Yang uniknya, para Geuchik ketika dikonfirmasi pura-pura memasang muka memelas, seakan-akan berat mengikuti Bimtek (“atau pura-pura saja).
Padahal ketika sampai ditujuan mereka sangat Euphoria dan sempat-sempatnya berpose ria ditempat-tempat yang fantastis dan mengasyikkan, sehingga terbersit sebuah pertanyaan dibenak kita “tidak ada bebankah mereka (para Geuchik) terhadap desa dan warga masyarakatnya ?
Padahal dana
Bimtek yang sangat besar itu bisa untuk kebutuhan pembangunan desa hingga dapat mensejahteraan masyarakatnya” sebut Junaidy lagi.

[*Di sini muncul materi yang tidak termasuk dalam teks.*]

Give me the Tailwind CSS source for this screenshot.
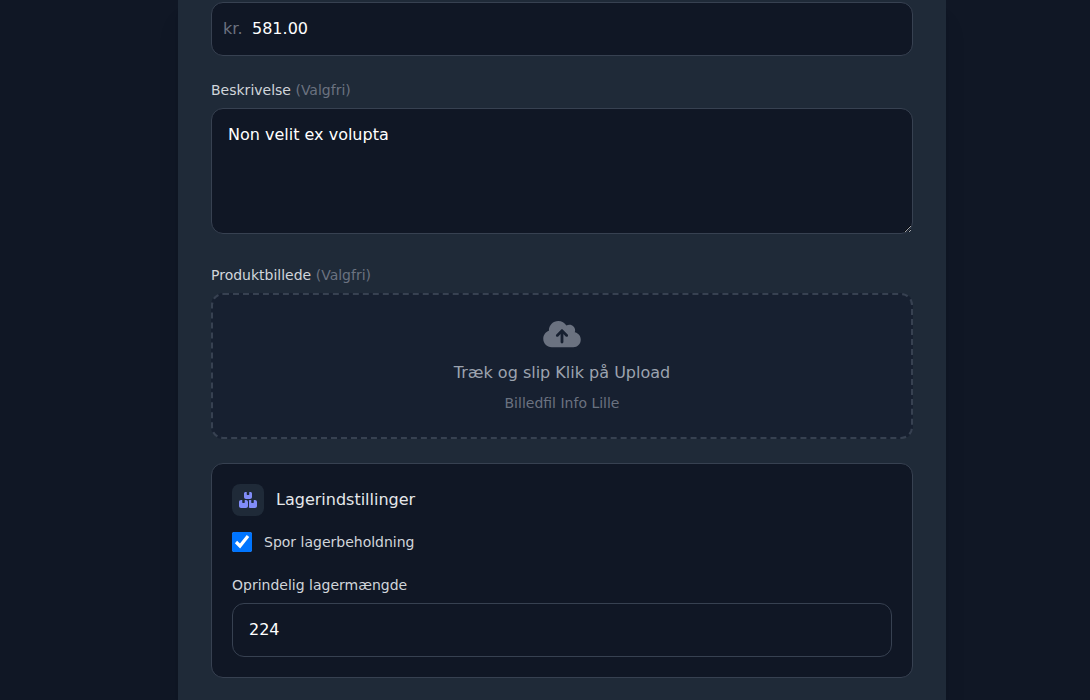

Malahan ada beberapa Geuchik yang bermodus pura-pura mengeluh“Sebenarnya kami malas (sudah bosan) mengikuti Bimtek dan semacam nya tapi bagaimanalah, memang anggaran Bimtek atau Study banding telah dianggarkan namun dananya belum turun, ya mau tak mau kami harus pinjam sana pinjam sini, apalagi sudah ditentukan untuk satu desa/gampong harus 2 orang yang mengikuti Bimtek, dimana kami cari dananya ?”, keluh mereka.
Namun, celoteh masyarakat semua itu hanya formalitas dan sejenis modus, para Geuchik tidak akan mengikuti jika hanya melihat lembaga Khatulistiwa itu saja, namun yang mereka lihat adalah potensi ketakutan yang besar (Dilema)
Bagi mereka (Geuchik) yang bersih, pressure (keterpaksaan) semacam itu bukanlah sesuatu kekhawatiran yang harus dipikirkan, namun bagi mereka yang merasa ada sedikit kesalahan, pressure itu menjadi sebuah dilema (momok) yang paling menakutkan. Mau tidak mau harus mau.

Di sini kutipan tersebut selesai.